Эти изменения всего лишь примеры эволюции. Самые первые написанные истории так или иначе относились к хоррору, и хоррор как жанр никуда не денется. Неважно, каким образом эти истории доходят до читателя. Цифровая эпоха в самом деле только сделала их более доступными для каждого. Люди всегда будут гоняться за острыми ощущениями, и я уверен, что хоррор ВСЕГДА будет на коне.

Я был в восторге от вашего самого свежего романа из прочитанных мной, White Trash Gothic, но ваши эксперименты в кино интригуют еще больше — потому что это для вас неизведанная территория. Короткометражка для «Азбуки смерти» была абсолютно сумасшедшей! Какие у вас сейчас планы в литературе и кино?

Ничего себе, вы их видели! Мои небольшие эксперименты в кино — это просто хобби, я бы их назвал короткометражными комедиями.
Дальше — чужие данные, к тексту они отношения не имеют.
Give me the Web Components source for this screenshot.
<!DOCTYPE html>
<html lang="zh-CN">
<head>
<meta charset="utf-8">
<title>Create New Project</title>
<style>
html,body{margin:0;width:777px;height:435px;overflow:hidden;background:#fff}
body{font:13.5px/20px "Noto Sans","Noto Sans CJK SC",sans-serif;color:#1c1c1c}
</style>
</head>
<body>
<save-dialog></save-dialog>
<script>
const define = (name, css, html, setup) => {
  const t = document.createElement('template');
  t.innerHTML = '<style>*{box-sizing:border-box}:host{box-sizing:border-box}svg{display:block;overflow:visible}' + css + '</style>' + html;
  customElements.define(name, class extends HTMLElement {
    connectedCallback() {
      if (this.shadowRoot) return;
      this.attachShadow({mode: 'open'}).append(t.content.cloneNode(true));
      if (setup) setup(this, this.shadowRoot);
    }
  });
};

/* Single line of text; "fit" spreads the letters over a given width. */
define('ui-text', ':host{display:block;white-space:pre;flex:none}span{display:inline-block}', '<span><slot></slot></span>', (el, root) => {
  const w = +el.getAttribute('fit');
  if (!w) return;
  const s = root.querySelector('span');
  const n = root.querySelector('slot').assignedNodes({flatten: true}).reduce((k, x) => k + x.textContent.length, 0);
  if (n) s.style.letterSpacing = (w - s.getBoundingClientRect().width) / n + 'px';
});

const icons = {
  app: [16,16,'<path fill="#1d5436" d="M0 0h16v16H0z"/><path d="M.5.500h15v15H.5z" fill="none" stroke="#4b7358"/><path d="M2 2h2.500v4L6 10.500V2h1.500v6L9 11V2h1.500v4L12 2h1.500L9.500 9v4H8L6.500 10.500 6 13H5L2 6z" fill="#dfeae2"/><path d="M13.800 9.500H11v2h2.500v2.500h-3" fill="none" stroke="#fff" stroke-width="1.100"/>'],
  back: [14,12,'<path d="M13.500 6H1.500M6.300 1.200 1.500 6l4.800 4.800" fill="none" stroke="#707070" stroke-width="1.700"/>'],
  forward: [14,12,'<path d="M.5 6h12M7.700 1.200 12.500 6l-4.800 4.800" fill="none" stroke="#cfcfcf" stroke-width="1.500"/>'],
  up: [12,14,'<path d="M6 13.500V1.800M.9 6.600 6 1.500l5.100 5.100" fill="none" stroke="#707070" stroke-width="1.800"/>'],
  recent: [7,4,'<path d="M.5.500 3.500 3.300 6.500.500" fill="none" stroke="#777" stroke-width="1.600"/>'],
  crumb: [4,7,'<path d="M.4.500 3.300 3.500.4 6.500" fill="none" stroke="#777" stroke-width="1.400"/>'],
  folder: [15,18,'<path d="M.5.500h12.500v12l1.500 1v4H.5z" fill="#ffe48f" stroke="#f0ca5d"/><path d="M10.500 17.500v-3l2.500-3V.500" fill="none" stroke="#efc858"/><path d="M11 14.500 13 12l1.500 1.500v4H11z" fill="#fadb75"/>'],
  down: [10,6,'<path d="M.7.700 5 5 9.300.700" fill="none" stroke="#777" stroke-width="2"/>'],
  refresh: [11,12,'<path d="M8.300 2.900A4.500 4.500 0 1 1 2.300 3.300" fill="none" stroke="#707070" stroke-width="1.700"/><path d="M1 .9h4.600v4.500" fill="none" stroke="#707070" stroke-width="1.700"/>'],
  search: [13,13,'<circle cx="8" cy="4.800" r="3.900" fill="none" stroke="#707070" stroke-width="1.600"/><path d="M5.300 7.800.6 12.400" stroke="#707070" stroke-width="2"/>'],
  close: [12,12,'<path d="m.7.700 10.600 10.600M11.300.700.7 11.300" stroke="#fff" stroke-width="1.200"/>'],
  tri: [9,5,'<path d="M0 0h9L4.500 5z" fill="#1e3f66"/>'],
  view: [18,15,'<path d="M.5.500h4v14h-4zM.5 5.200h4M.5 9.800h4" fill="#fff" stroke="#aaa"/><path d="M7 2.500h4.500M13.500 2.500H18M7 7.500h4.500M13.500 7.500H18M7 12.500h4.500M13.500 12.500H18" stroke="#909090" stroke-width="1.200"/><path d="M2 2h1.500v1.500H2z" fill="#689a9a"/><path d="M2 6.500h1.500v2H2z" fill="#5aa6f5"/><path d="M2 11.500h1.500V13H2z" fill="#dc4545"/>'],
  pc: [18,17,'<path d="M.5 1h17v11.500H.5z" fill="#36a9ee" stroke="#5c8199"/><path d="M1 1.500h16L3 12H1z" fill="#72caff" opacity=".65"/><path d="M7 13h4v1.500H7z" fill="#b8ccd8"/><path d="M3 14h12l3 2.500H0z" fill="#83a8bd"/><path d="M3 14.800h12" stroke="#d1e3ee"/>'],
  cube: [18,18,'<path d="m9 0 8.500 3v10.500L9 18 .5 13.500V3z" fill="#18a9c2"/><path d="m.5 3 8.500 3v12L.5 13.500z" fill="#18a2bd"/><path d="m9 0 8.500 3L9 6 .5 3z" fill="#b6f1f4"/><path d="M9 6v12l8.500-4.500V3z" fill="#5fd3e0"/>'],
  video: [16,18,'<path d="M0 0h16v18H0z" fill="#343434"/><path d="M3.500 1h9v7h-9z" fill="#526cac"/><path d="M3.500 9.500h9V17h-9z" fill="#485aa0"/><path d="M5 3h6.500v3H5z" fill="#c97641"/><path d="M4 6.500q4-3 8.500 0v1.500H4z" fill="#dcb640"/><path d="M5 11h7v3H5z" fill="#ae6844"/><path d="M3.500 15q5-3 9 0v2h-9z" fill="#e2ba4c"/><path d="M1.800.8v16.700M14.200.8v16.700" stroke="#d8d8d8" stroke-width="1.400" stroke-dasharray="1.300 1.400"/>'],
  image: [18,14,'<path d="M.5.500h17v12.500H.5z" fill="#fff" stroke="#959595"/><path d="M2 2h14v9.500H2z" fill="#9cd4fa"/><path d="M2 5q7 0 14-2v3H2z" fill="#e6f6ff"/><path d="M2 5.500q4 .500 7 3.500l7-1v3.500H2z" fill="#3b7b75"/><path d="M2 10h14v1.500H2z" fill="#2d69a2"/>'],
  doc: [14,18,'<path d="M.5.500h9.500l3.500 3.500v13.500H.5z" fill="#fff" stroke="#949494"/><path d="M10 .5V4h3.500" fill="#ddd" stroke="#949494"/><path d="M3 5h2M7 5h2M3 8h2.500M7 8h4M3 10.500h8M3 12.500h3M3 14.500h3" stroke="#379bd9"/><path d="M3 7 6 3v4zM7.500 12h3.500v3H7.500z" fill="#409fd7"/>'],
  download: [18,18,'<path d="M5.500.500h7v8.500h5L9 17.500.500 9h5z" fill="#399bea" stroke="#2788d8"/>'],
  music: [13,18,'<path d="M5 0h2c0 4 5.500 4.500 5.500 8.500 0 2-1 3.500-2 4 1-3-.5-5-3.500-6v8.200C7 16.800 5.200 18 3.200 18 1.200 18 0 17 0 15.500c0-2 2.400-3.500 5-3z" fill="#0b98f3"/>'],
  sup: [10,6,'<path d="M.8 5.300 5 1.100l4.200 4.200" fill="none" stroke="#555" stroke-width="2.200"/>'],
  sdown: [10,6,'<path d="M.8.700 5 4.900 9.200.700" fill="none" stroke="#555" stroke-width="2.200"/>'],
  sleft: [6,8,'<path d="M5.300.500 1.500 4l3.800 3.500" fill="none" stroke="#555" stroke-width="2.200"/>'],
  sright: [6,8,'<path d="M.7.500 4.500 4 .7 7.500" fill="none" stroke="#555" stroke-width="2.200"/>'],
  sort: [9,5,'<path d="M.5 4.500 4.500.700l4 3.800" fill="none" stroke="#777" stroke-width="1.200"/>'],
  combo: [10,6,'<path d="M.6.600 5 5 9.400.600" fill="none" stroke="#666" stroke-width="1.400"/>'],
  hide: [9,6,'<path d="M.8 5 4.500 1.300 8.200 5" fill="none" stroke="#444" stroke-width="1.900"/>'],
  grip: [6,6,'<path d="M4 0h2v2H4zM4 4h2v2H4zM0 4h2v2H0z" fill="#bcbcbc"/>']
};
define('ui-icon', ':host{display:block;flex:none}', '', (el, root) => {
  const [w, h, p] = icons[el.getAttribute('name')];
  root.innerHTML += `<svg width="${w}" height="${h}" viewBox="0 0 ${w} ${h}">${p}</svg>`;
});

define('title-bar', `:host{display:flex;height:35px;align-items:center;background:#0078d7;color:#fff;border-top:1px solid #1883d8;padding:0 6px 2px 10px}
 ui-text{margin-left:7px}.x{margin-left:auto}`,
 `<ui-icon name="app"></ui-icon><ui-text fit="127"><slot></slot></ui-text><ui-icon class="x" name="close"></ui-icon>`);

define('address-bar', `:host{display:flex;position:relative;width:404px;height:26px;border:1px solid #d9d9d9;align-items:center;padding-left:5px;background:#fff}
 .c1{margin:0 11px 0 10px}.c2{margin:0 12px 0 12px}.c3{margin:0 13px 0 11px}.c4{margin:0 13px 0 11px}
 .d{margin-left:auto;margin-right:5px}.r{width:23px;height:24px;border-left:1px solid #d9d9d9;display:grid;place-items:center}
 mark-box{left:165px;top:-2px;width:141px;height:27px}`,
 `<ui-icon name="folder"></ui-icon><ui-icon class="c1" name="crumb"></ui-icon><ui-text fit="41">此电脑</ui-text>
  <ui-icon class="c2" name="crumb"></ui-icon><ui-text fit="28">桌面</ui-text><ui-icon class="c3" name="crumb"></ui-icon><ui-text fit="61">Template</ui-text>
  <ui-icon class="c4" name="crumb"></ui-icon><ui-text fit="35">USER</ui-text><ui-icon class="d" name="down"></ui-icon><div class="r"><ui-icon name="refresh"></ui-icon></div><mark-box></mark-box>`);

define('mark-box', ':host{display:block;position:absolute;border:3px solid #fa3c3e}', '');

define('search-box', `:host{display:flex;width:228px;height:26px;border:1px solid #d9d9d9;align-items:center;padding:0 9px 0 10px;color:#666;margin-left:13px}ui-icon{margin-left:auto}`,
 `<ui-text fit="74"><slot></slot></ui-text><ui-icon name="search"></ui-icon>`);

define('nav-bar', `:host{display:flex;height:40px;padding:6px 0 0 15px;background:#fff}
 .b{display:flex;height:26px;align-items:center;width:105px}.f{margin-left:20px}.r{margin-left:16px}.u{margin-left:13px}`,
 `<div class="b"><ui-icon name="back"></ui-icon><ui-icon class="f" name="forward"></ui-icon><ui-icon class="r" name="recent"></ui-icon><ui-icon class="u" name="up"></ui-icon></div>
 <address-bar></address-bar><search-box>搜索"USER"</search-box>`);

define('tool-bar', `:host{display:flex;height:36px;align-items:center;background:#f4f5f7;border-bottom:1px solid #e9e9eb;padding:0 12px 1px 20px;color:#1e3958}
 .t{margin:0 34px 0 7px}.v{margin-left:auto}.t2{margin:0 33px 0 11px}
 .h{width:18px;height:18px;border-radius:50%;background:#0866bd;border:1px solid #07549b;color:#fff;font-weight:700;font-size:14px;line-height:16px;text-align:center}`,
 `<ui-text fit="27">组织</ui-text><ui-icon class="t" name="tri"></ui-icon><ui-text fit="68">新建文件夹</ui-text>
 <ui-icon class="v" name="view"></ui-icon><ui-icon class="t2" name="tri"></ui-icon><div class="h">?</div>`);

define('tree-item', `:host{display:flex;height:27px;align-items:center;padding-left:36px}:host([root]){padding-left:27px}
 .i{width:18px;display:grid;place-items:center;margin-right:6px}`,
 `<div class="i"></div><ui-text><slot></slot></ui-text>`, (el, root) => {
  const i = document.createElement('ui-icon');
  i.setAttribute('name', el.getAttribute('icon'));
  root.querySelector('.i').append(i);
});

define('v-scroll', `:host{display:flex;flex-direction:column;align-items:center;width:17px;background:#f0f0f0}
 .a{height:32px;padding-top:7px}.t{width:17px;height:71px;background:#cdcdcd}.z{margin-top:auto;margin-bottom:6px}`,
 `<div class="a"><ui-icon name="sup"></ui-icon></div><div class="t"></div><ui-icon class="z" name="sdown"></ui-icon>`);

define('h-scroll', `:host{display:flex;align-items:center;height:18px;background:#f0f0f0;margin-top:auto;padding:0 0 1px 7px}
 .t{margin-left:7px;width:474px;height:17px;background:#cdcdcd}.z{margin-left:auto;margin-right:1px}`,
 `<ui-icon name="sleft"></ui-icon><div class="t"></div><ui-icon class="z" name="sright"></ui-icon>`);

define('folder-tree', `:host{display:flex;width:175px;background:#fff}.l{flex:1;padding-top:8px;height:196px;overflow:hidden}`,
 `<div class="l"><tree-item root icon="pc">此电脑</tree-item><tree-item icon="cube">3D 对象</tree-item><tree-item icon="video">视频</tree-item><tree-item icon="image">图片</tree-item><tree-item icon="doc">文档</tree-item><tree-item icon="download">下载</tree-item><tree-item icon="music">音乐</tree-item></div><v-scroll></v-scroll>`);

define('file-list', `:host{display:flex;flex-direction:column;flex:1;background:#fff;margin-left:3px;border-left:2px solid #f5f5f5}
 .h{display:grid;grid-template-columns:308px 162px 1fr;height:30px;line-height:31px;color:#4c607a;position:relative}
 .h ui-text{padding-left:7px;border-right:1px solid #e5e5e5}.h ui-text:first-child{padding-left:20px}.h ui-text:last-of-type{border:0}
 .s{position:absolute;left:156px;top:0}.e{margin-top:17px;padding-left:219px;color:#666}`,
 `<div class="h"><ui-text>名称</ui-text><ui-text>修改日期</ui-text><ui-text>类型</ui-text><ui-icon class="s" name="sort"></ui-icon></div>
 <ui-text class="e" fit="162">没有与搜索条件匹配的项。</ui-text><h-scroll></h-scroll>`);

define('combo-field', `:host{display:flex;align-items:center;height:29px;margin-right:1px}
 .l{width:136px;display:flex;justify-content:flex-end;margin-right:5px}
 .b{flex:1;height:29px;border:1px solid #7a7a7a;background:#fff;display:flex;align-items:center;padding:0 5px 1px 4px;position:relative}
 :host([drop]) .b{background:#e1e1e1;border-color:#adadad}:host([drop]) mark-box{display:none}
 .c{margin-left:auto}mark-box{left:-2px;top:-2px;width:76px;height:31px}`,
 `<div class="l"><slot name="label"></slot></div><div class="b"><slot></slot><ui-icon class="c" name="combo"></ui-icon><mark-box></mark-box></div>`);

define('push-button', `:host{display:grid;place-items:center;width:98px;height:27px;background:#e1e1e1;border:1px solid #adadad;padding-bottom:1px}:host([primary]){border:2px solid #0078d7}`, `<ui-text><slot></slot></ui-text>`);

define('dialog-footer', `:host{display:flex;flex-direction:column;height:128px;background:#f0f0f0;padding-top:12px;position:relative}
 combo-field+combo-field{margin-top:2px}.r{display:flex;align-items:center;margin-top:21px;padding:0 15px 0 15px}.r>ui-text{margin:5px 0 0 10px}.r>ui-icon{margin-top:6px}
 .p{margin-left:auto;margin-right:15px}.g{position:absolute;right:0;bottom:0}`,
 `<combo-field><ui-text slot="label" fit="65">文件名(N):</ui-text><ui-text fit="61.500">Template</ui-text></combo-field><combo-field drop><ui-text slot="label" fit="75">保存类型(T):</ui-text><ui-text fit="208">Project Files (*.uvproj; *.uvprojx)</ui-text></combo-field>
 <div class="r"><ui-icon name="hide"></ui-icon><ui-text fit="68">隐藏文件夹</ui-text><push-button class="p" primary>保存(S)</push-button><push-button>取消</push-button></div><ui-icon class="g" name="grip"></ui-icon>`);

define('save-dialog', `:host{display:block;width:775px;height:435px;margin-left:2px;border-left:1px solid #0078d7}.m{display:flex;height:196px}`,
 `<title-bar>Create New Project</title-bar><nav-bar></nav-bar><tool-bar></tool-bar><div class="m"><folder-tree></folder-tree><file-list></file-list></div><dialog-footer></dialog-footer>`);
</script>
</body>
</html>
Но у меня и в самом деле в планах снимать серьезные фильмы ужасов. Один из них был бы данью уважения Дэвиду Линчу, второй — Элиасу Мерриджу, снявшему «Порожденного». И я очень хочу сделать хороший фильм в стиле «найденной пленки», только с обнаженкой и голыми призраками! Мои фильмы можно посмотреть бесплатно на моей странице на Vimeo, добро пожаловать.
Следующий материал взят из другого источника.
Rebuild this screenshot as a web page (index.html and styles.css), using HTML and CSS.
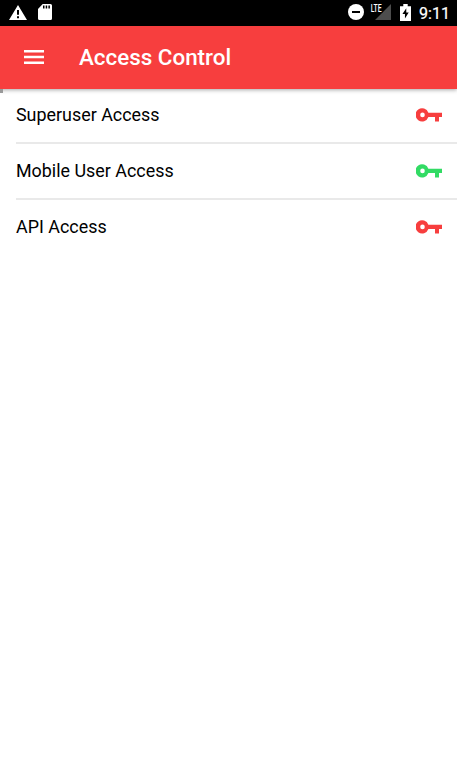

У DARKER есть несколько классических вопросов, а я чту традиции, так что задам любимый. Есть комната без окон. В комнате четверо мужчин, три стула, два мотка веревки и один нож. Дверь заперта, и ни у кого нет ни ключа, ни сил, чтобы ее открыть. Что же произойдет в этой комнате?

Четвертый произносит заклинание из «Некрономикона», дьявольской книги безумного араба Абдула Аль-Хазреда, появляется шоггот, высасывает внутренние органы изо рта у оставшихся троих, ломает дверь и исчезает, и четвертый выходит на свободу, запевая осанну Ктулху и Тому, Чье Имя Нельзя Называть.

Что бы вы хотели сказать нашим читателям?

Хотел бы сказать, что я очень счастлив и горд, что меня издают в такой великой стране, как Россия!